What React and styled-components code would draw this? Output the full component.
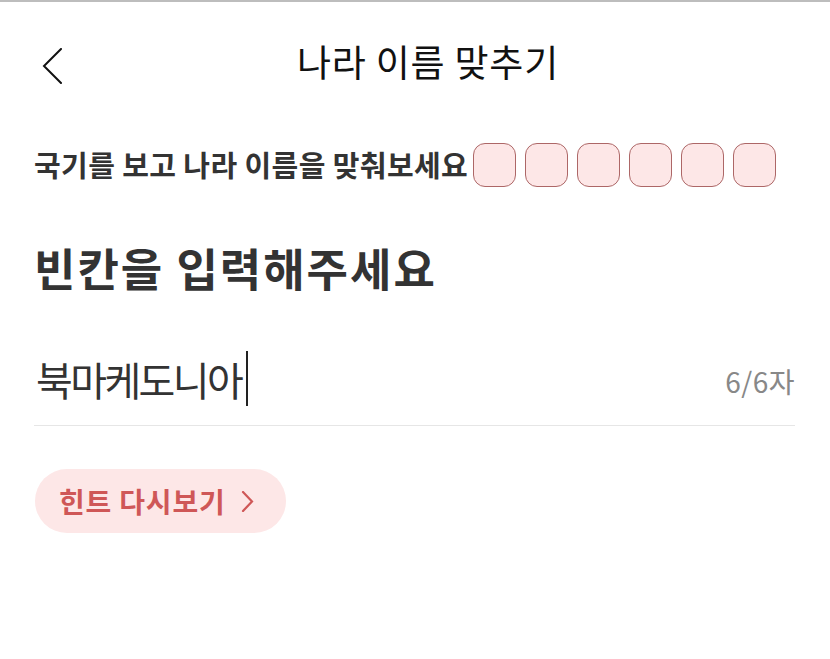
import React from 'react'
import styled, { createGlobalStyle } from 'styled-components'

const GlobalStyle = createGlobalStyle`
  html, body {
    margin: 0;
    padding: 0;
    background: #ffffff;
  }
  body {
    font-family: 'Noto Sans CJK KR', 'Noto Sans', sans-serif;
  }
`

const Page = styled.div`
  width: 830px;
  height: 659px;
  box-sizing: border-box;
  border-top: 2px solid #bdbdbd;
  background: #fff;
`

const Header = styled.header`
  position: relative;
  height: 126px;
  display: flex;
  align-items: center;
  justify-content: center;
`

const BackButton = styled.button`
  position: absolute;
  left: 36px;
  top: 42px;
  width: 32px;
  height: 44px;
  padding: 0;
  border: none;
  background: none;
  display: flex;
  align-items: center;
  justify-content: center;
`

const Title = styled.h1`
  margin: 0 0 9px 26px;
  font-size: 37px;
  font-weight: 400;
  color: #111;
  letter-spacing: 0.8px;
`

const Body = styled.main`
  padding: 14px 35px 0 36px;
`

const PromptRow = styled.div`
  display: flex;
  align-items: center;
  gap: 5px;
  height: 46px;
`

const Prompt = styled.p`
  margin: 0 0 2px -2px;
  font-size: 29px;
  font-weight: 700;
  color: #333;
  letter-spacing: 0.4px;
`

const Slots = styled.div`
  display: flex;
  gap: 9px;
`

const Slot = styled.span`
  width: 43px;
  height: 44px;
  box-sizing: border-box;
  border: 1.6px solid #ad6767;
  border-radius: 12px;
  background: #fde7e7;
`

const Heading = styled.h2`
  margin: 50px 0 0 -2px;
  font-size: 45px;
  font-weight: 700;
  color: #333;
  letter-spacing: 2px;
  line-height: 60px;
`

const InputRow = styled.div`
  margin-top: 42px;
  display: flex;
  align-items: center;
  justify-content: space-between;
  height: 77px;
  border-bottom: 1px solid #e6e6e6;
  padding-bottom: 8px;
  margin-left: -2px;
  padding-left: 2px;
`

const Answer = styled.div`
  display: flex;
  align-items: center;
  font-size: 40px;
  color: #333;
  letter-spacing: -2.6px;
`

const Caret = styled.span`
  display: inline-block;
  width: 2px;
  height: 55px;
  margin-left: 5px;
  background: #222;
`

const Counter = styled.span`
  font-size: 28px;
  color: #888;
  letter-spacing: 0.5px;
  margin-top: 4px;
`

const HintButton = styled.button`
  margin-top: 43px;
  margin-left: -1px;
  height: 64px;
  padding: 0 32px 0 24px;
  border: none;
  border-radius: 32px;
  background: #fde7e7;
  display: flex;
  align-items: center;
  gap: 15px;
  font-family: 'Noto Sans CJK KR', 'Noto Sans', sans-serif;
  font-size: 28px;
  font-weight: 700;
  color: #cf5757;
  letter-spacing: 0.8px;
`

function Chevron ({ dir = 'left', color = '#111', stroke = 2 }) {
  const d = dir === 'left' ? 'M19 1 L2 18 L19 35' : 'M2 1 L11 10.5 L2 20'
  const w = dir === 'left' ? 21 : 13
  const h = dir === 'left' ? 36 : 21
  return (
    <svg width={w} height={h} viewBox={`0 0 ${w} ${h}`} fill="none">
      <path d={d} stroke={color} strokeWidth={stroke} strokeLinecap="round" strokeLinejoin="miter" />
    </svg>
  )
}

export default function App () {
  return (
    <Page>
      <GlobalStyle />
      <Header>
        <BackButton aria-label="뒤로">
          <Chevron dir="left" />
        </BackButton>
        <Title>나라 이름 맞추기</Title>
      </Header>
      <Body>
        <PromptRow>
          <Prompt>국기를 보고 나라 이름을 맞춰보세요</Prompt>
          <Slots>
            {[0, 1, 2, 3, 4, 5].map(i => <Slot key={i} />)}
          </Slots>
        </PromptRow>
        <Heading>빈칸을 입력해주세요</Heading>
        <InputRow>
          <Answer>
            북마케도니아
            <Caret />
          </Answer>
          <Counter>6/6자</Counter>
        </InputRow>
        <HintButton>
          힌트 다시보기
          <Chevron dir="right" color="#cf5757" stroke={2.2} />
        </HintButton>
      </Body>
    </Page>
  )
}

--- --- ---

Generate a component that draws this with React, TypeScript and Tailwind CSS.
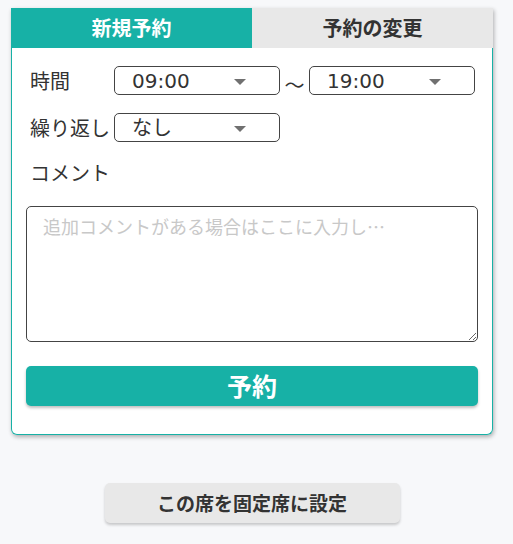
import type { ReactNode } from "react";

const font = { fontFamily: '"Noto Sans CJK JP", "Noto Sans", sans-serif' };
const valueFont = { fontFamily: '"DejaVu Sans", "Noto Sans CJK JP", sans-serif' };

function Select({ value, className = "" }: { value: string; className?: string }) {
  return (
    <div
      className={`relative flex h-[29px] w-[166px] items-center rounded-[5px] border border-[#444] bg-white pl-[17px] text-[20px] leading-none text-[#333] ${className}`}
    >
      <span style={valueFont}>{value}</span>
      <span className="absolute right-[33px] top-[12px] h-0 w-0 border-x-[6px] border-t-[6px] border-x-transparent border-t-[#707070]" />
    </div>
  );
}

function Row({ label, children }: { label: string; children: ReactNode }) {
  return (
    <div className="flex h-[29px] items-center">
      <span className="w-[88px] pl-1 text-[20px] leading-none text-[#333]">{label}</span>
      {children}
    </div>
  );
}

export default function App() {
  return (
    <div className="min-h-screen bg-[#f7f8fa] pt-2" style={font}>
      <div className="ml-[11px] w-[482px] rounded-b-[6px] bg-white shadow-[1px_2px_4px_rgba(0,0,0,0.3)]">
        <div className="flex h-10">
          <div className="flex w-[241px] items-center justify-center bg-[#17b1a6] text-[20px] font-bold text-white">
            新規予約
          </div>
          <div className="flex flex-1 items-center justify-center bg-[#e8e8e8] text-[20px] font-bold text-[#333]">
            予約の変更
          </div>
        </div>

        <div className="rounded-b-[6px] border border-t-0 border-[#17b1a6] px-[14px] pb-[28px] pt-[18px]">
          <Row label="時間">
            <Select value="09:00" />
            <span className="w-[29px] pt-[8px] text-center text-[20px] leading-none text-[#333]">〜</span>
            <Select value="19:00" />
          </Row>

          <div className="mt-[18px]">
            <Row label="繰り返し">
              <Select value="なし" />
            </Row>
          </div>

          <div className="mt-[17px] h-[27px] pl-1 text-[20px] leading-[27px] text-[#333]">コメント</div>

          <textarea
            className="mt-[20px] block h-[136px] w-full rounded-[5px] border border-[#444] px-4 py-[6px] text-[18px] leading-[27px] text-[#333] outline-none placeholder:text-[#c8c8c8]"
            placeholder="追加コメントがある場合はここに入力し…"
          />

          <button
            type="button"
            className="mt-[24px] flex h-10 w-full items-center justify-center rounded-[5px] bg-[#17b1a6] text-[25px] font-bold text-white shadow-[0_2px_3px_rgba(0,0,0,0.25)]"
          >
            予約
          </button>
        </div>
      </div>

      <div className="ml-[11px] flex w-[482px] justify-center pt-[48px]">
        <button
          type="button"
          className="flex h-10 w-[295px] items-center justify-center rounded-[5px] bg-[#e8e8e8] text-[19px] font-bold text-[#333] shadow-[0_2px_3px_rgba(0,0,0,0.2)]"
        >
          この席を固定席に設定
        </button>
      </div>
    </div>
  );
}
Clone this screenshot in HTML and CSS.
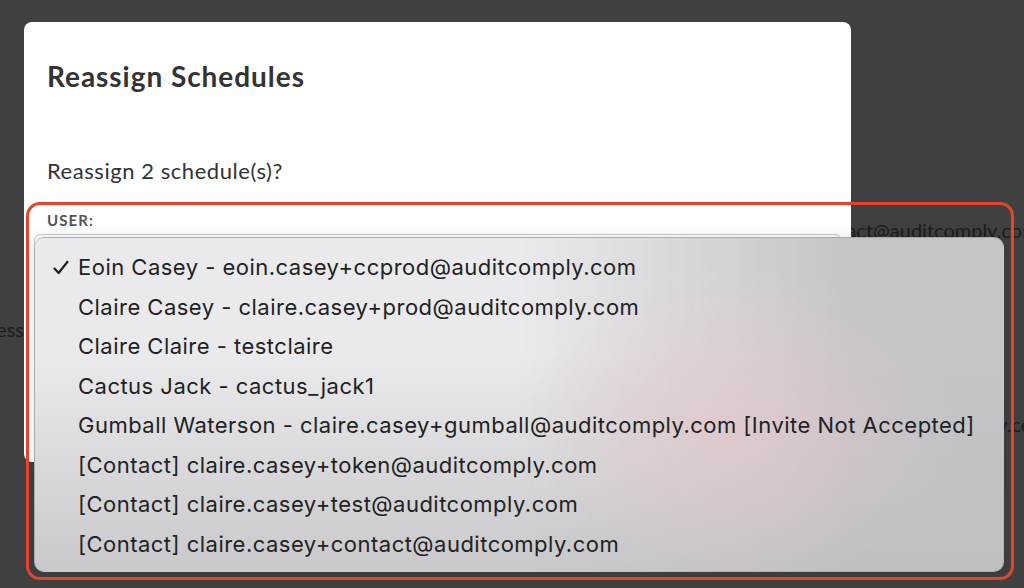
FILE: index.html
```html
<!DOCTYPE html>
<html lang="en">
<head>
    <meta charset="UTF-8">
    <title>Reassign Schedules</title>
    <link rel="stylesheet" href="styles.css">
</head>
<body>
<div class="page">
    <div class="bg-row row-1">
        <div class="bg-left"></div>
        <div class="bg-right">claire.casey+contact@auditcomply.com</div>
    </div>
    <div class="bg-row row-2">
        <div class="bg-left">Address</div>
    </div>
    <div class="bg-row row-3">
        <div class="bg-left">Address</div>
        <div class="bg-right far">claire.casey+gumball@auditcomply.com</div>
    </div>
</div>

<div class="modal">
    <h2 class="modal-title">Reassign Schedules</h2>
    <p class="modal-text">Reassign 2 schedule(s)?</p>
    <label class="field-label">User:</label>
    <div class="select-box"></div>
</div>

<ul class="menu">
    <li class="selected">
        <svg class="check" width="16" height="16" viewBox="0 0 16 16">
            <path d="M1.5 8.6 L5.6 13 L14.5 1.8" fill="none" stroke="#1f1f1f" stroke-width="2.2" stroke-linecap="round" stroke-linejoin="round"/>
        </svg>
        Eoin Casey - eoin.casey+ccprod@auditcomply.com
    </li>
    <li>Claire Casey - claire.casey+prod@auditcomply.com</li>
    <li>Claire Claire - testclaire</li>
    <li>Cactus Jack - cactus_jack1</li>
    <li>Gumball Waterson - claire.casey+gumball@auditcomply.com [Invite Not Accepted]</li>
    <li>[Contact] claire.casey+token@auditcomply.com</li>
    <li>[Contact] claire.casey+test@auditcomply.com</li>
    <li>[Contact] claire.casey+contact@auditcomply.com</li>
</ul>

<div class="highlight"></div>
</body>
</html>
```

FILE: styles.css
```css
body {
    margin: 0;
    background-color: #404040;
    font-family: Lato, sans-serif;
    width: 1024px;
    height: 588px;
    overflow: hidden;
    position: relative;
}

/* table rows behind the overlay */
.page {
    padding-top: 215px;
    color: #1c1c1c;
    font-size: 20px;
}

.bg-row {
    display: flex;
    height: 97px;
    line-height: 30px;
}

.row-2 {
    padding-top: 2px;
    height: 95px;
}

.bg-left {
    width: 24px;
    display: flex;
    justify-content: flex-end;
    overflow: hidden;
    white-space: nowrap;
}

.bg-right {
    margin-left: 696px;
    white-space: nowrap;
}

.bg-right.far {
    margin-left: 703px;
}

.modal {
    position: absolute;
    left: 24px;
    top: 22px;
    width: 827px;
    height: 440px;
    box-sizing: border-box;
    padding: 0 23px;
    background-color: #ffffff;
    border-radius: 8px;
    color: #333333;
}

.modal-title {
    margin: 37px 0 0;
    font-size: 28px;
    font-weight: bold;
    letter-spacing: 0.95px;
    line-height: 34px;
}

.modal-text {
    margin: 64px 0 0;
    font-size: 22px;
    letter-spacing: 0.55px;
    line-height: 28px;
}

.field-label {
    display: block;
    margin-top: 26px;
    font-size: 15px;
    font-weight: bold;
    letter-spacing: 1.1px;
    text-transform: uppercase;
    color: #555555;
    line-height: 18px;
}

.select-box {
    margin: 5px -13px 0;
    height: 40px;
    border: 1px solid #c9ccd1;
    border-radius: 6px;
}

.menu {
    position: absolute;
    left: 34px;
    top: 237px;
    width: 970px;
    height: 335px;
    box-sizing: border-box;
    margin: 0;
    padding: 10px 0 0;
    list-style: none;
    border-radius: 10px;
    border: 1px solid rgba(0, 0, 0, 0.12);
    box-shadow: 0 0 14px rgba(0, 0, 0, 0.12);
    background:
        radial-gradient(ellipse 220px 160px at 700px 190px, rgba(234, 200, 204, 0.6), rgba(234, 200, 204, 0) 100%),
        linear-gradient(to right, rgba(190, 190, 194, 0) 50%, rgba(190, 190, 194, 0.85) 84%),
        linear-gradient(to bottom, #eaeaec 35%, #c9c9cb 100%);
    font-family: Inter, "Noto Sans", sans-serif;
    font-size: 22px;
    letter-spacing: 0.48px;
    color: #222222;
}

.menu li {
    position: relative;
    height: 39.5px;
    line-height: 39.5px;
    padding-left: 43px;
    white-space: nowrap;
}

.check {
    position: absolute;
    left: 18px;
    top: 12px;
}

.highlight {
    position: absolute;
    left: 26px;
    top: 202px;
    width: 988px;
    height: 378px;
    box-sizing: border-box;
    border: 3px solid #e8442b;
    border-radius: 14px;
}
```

--- --- ---

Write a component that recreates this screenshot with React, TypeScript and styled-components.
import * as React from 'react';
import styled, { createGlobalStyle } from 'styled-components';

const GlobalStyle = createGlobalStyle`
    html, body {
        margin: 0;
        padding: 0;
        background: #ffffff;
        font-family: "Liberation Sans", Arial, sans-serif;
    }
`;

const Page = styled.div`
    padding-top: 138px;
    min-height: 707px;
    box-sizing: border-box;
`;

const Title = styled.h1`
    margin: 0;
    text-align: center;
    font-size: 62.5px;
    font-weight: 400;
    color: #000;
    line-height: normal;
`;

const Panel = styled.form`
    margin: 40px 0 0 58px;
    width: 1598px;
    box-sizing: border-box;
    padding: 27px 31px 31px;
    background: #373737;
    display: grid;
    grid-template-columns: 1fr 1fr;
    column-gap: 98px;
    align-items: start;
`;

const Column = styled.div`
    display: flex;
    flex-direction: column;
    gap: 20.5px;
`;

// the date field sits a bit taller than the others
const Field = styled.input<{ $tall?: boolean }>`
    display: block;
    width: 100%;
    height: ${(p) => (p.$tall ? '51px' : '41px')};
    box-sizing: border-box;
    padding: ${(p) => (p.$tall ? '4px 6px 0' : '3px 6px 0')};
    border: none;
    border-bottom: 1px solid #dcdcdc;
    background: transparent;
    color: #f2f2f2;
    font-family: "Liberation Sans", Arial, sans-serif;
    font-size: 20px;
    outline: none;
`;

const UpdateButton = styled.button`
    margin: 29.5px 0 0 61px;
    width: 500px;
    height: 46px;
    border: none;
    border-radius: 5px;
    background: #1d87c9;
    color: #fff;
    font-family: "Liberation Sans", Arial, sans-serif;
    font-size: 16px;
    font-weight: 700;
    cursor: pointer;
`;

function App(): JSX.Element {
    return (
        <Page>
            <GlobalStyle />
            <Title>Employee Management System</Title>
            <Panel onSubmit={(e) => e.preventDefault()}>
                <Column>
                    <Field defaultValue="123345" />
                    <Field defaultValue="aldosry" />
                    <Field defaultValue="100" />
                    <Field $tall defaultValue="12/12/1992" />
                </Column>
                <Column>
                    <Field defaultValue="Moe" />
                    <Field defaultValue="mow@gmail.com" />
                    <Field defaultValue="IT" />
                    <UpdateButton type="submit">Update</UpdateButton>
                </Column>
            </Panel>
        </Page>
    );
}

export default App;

--- --- ---

__REQUIREMENT__: Copy each line of the listing in which the word "components" can be found.

__COMPLETE OUTPUT__:
What React and styled-components code would draw this? Output the full component.
import styled, { createGlobalStyle } from 'styled-components'
Write a component that recreates this screenshot with React, TypeScript and styled-components.
import styled, { createGlobalStyle } from 'styled-components';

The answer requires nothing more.